Siyasete girme yolu siyasi parti ve parti kongrelerinde yükselme kademelerinden geçtiği için kimi zaman para, kimi zaman da örtülü baskı ve güç ilişkisi öne çıkabilir. Bu durumda el altında bulundurulacak yarı-zamanlı siyasi kahyalar görevde olabilir. Böylesi yapıda siyaset kazanç kapısı haline geldiğinden siyasi parti kılıflı (Derin devlet yapılı değil!) suç(lu)lar oluşarak, siyasette tutunma güce dayandırılır ve siyasi partiler arasındaki çekişme siyaset biliminde yazıldığı üzere halka hizmet yarışına değil, karşıyı ezme ve iktidara yapışma yarışına döner. Türkiye’yi 27 Mayıs olayına taşıyan durum tam da buydu. Demokrasi adına tasvip edilemeyecek askeri operasyonları salt sonuçlarıyla değil, aynı zamanda sebepleriyle de yargılamak gerçek demokrasiyi oturtmak adına gerekmektedir. 27 Mayıs darbesinin yıl dönümünde geçmişteki siyasi kadronun siyaseti bırakmama hırsı tamamiyle ihmal edilerek salt darbenin olumsuz yönünün dillendirilmesi günümüz siyaseti açısından psikiyatrik tahlili gerektirir.
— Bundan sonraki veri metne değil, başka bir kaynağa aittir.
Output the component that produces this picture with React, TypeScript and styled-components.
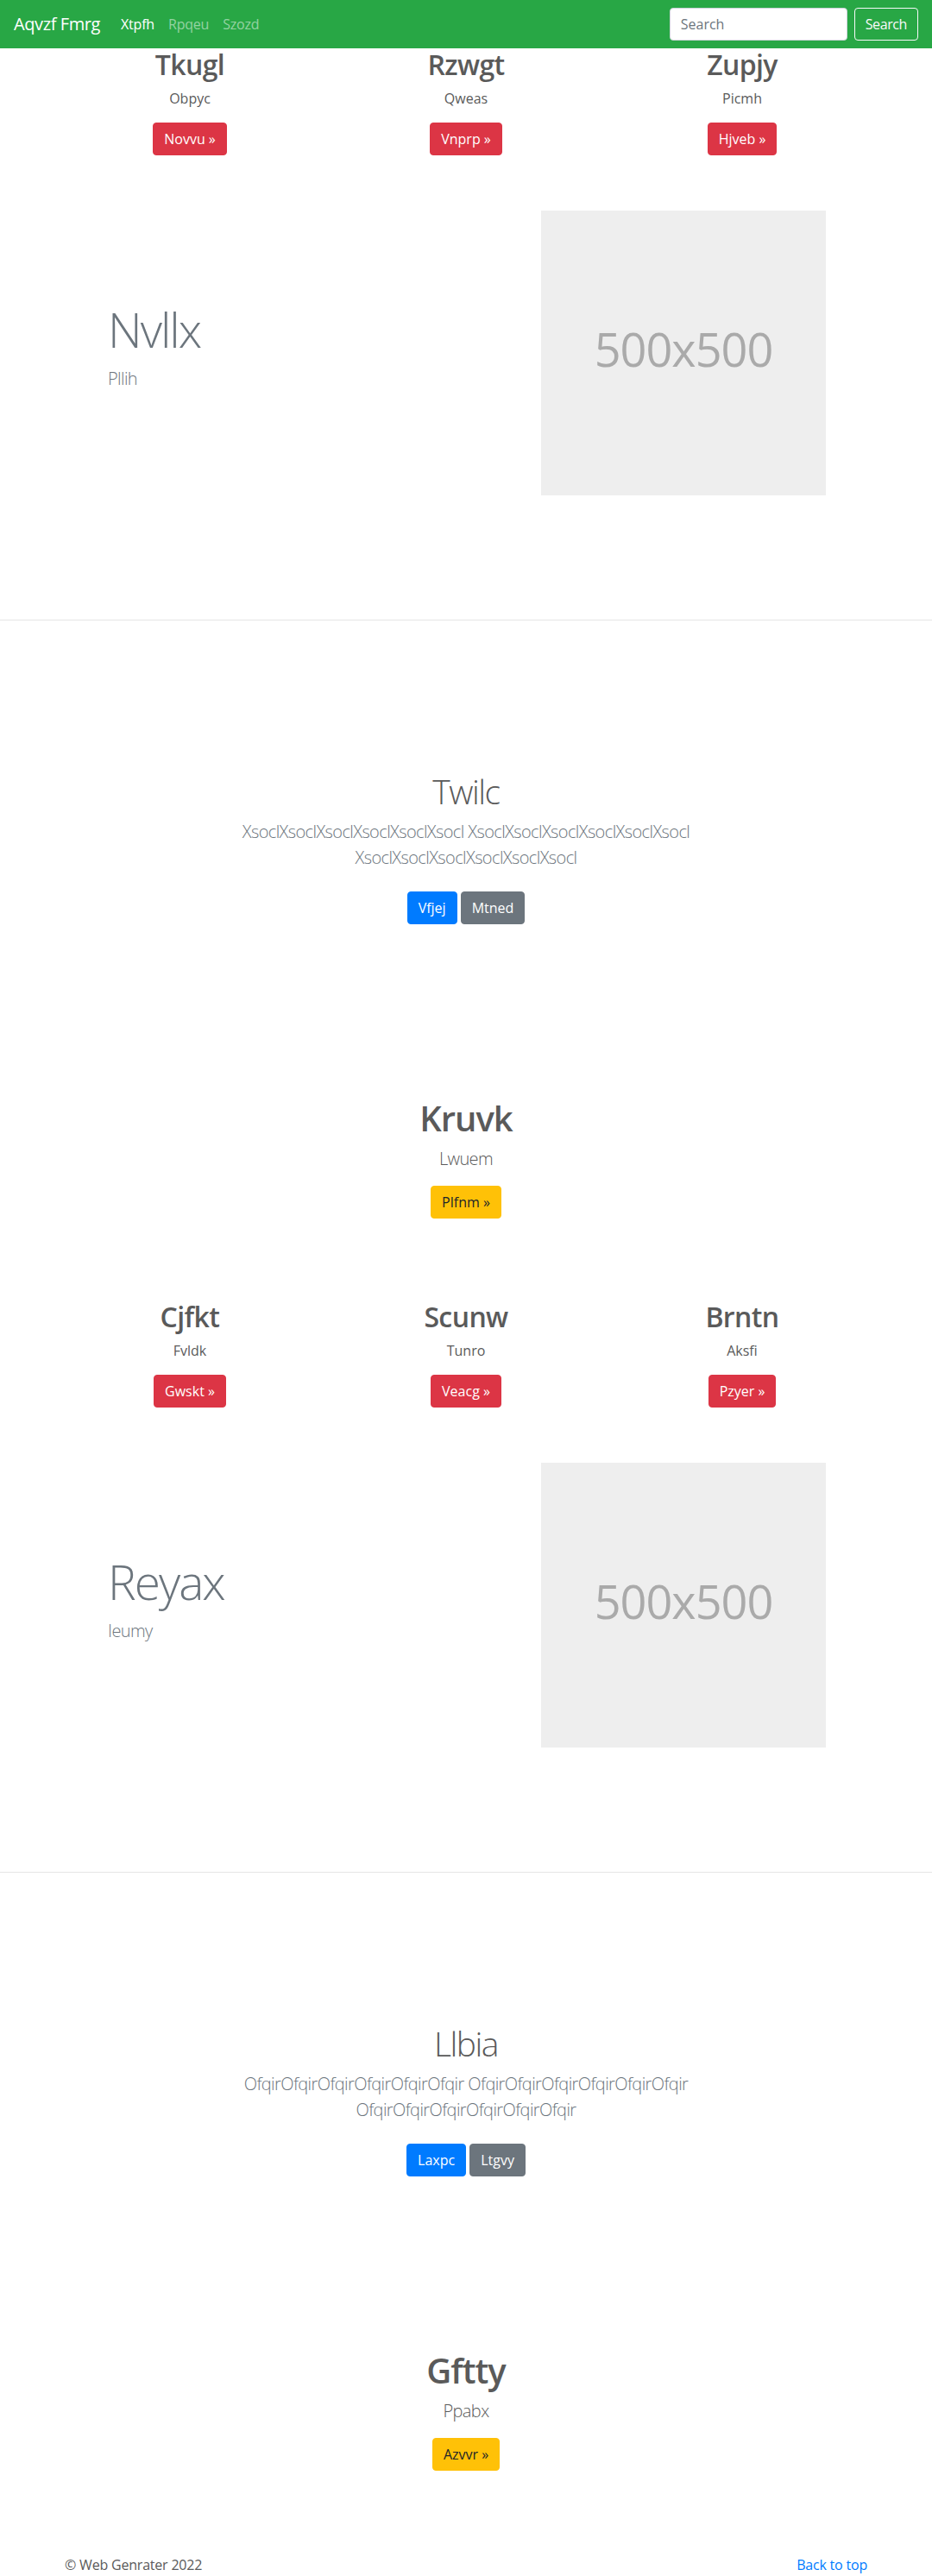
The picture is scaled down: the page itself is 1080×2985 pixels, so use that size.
import React from "react";
import styled, { createGlobalStyle } from "styled-components";

const GlobalStyle = createGlobalStyle`
  *, *::before, *::after { box-sizing: border-box; }
  html, body { margin: 0; padding: 0; }
  body {
    font-family: "Open Sans", "Noto Sans", "Liberation Sans", sans-serif;
    font-size: 16px;
    line-height: 1.5;
    color: #5a5a5a;
    background: #fff;
  }
  h1, h2, p { margin: 0; }
`;

const NavBar = styled.nav`
  display: flex;
  align-items: center;
  height: 56px;
  padding: 8px 16px;
  background: #28a745;
`;

const Brand = styled.a`
  font-size: 20px;
  line-height: 30px;
  padding: 5px 0;
  margin-right: 16px;
  letter-spacing: -0.4px;
  color: #fff;
  text-decoration: none;
  white-space: nowrap;
`;

const NavList = styled.ul`
  display: flex;
  flex: 1;
  list-style: none;
  margin: 0;
  padding: 0;
`;

const NavLink = styled.a<{ $active?: boolean }>`
  display: block;
  padding: 8px;
  font-size: 16px;
  line-height: 24px;
  letter-spacing: -0.2px;
  color: ${(p) => (p.$active ? "#fff" : "rgba(255,255,255,.5)")};
  text-decoration: none;
`;

const SearchForm = styled.form`
  display: flex;
  align-items: center;
`;

const SearchInput = styled.input`
  width: 206px;
  height: 38px;
  padding: 6px 12px;
  margin-right: 8px;
  font-family: inherit;
  font-size: 16px;
  line-height: 1.5;
  color: #495057;
  background: #fff;
  border: 1px solid #ced4da;
  border-radius: 4px;
  &::placeholder { color: #6c757d; }
`;

const SearchButton = styled.button`
  height: 38px;
  padding: 6px 12px;
  font-family: inherit;
  font-size: 16px;
  line-height: 1.5;
  letter-spacing: -0.4px;
  color: #f8f9fa;
  background: transparent;
  border: 1px solid #f8f9fa;
  border-radius: 4px;
`;

const CardsRow = styled.section<{ $top: number }>`
  width: 960px;
  margin: 0 auto;
  padding-top: ${(p) => p.$top}px;
  display: grid;
  grid-template-columns: repeat(3, 1fr);
`;

const Card = styled.div`
  padding: 0 15px;
  text-align: center;
`;

const CardTitle = styled.h2`
  font-size: 32px;
  font-weight: 600;
  line-height: 1.2;
  letter-spacing: -0.6px;
  margin-bottom: 8px;
`;

const CardText = styled.p`
  margin-bottom: 16px;
`;

const ButtonRow = styled.div<{ $spaced?: boolean }>`
  display: flex;
  justify-content: center;
  gap: 4px;
  padding: ${(p) => (p.$spaced ? "8px 0" : "0")};
  margin-bottom: 16px;
`;

type Variant = "danger" | "primary" | "secondary" | "warning";
const btnColors: Record<Variant, [string, string]> = {
  danger: ["#dc3545", "#fff"],
  primary: ["#007bff", "#fff"],
  secondary: ["#6c757d", "#fff"],
  warning: ["#ffc107", "#212529"],
};

const Btn = styled.a<{ $variant: Variant }>`
  display: inline-block;
  padding: 6px 12px;
  font-size: 16px;
  line-height: 24px;
  border: 1px solid ${(p) => btnColors[p.$variant][0]};
  border-radius: 4px;
  background: ${(p) => btnColors[p.$variant][0]};
  color: ${(p) => btnColors[p.$variant][1]};
  text-decoration: none;
  white-space: nowrap;
`;

const Hero = styled.section`
  display: flex;
  align-items: center;
  padding: 47.6px 123px 144px 125px;
`;

const HeroText = styled.div`
  flex: 1;
`;

const DisplayHeading = styled.h1`
  font-size: 55px;
  font-weight: 300;
  line-height: 67.2px;
  letter-spacing: -2px;
  color: #6c757d;
  margin-bottom: 8px;
`;

const Lead = styled.p<{ $muted?: boolean }>`
  font-size: 20px;
  font-weight: 300;
  line-height: 30px;
  letter-spacing: -0.6px;
  margin-bottom: 16px;
  color: ${(p) => (p.$muted ? "#6c757d" : "#5a5a5a")};
`;

const PlaceholderSvg = styled.svg`
  display: block;
  flex: none;
  font-family: "Open Sans", "Noto Sans", sans-serif;
  font-size: 54px;
  letter-spacing: -1px;
  text-anchor: middle;
`;

const Divider = styled.hr`
  margin: 0;
  border: 0;
  border-top: 1px solid rgba(0, 0, 0, 0.1);
`;

const Jumbo = styled.section`
  padding: 174.4px 0 177px;
  text-align: center;
`;

const JumboInner = styled.div`
  max-width: 610px;
  margin: 0 auto;
`;

const JumboTitle = styled.h1`
  font-size: 39px;
  font-weight: 300;
  line-height: 48px;
  letter-spacing: -1.5px;
  margin-bottom: 8px;
`;

const Feature = styled.section`
  text-align: center;
`;

const FeatureTitle = styled.h1`
  font-size: 40px;
  font-weight: 600;
  line-height: 48px;
  letter-spacing: -1px;
  margin-bottom: 8px;
`;

const Footer = styled.footer`
  width: 960px;
  margin: 0 auto;
  padding: 80.2px 15px 1px;
  display: flex;
  justify-content: space-between;
  letter-spacing: -0.2px;
`;

const FooterLink = styled.a`
  color: #007bff;
  text-decoration: none;
`;

type CardData = { title: string; text: string; btn: string };
type UnitData = {
  top: number;
  cards: CardData[];
  hero: { title: string; lead: string };
  jumbo: { title: string; lead: string; primary: string; secondary: string };
  feature: { title: string; lead: string; btn: string };
};

const units: UnitData[] = [
  {
    top: 0,
    cards: [
      { title: "Tkugl", text: "Obpyc", btn: "Novvu »" },
      { title: "Rzwgt", text: "Qweas", btn: "Vnprp »" },
      { title: "Zupjy", text: "Picmh", btn: "Hjveb »" },
    ],
    hero: { title: "Nvllx", lead: "Pllih" },
    jumbo: {
      title: "Twilc",
      lead: "XsoclXsoclXsoclXsoclXsoclXsocl XsoclXsoclXsoclXsoclXsoclXsocl XsoclXsoclXsoclXsoclXsoclXsocl",
      primary: "Vfjej",
      secondary: "Mtned",
    },
    feature: { title: "Kruvk", lead: "Lwuem", btn: "Plfnm »" },
  },
  {
    top: 78.6,
    cards: [
      { title: "Cjfkt", text: "Fvldk", btn: "Gwskt »" },
      { title: "Scunw", text: "Tunro", btn: "Veacg »" },
      { title: "Brntn", text: "Aksfi", btn: "Pzyer »" },
    ],
    hero: { title: "Reyax", lead: "Ieumy" },
    jumbo: {
      title: "Llbia",
      lead: "OfqirOfqirOfqirOfqirOfqirOfqir OfqirOfqirOfqirOfqirOfqirOfqir OfqirOfqirOfqirOfqirOfqirOfqir",
      primary: "Laxpc",
      secondary: "Ltgvy",
    },
    feature: { title: "Gftty", lead: "Ppabx", btn: "Azvvr »" },
  },
];

function Placeholder() {
  return (
    <PlaceholderSvg width="330" height="330" role="img" aria-label="500x500">
      <rect width="100%" height="100%" fill="#eee" />
      <text x="50%" y="50%" fill="#aaa" dy=".3em">500x500</text>
    </PlaceholderSvg>
  );
}

function Unit({ data }: { data: UnitData }) {
  return (
    <>
      <CardsRow $top={data.top}>
        {data.cards.map((c) => (
          <Card key={c.title}>
            <CardTitle>{c.title}</CardTitle>
            <CardText>{c.text}</CardText>
            <ButtonRow>
              <Btn $variant="danger" href="#">{c.btn}</Btn>
            </ButtonRow>
          </Card>
        ))}
      </CardsRow>
      <Hero>
        <HeroText>
          <DisplayHeading>{data.hero.title}</DisplayHeading>
          <Lead $muted>{data.hero.lead}</Lead>
        </HeroText>
        <Placeholder />
      </Hero>
      <Divider />
      <Jumbo>
        <JumboInner>
          <JumboTitle>{data.jumbo.title}</JumboTitle>
          <Lead $muted>{data.jumbo.lead}</Lead>
          <ButtonRow $spaced>
            <Btn $variant="primary" href="#">{data.jumbo.primary}</Btn>
            <Btn $variant="secondary" href="#">{data.jumbo.secondary}</Btn>
          </ButtonRow>
        </JumboInner>
      </Jumbo>
      <Feature>
        <FeatureTitle>{data.feature.title}</FeatureTitle>
        <Lead>{data.feature.lead}</Lead>
        <ButtonRow>
          <Btn $variant="warning" href="#">{data.feature.btn}</Btn>
        </ButtonRow>
      </Feature>
    </>
  );
}

export default function App() {
  return (
    <>
      <GlobalStyle />
      <NavBar>
        <Brand href="#">Aqvzf Fmrg</Brand>
        <NavList>
          <li><NavLink $active href="#">Xtpfh</NavLink></li>
          <li><NavLink href="#">Rpqeu</NavLink></li>
          <li><NavLink href="#">Szozd</NavLink></li>
        </NavList>
        <SearchForm onSubmit={(e) => e.preventDefault()}>
          <SearchInput type="search" placeholder="Search" aria-label="Search" />
          <SearchButton type="submit">Search</SearchButton>
        </SearchForm>
      </NavBar>
      {units.map((u) => (
        <Unit key={u.hero.title} data={u} />
      ))}
      <Footer>
        <p>© Web Genrater 2022</p>
        <FooterLink href="#">Back to top</FooterLink>
      </Footer>
    </>
  );
}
Türkiye’nin içine gömüldüğü mafya-siyaset çirkinliğini dizi izler gibi izlemek toplumsal felç durumunu yansıtır. Bu konuda hazin ve yanlış olan da durumun sadece dış görüntüsü ile izlenmesi ve perde arkasının tamamiyle ihmal edilmesidir. Oysa, siyaset-mafya ilişkisi her yönü ile ekonomi üzerinde, yanı paraya yönelik ve para kaynakları kullanılarak yürütüldüğüne göre, yaşanan görüntü emekçi üzerindeki sömürülerin hangi kanallardan nerelere aktarıldığının ve hangi amaçlarla kullanıldığının saptanmasını gerektirmektedir. Perde arkası çok çirkindir; partilerin işbaşına gelme çabalarının hizmet kaygısından öte zenginleşme olarak yürütülmesini halkımız net olarak algılamalı, emekçiler ise bu görüntüye baktığında ter ve kanları üzerinde kimlerin ne tür çirkinlikler yaptığını çok açık şekilde görmeli ve siyasi tercihlerini ona göre koymalıdırlar. Bu mesele basit siyaset-mafya çirkinliğini aşan, şirketlerin sömürü hesaplarının çok üzerine çıkan sömürü ve soygun düzeni görüntüsü sergilemektedir. Mafya-siyaset ilişkilerinde kullanılan kaynakları hangi toplumsal yarar hanesine yazacağız da, emekçilere durumu anlatabileceğiz? Bu çirkin ilişkilerde kullanılan her ünite paranın gerisinde emekçi hakkı gizlidir. Bu hesap ne milliyetçilikle, ne vatan sevgisiyle, ne de kara dincilikle halka anlatılabilir ve üstü örtülebilir. Yaşananlar içi boşaltılmış söylem ve sloganlar gölgesinde emekçi halkımızın alın teri ve canı pahasına ürettiği değerlere çökme operasyonudur; yoz kapitalizmin en iğrenç, fakat o kadar da açık görüntüsüdür. Siyasi iktidarın bu meseleyi tahkike yönelmeden üstünü örtmeye çalışması salt polisiye ya da adli olayı örtbas etmenin çok ötesinde, emek sömürüsünün üzerinde siyasette kalma adına halka ve emekçiye karşı darbedir.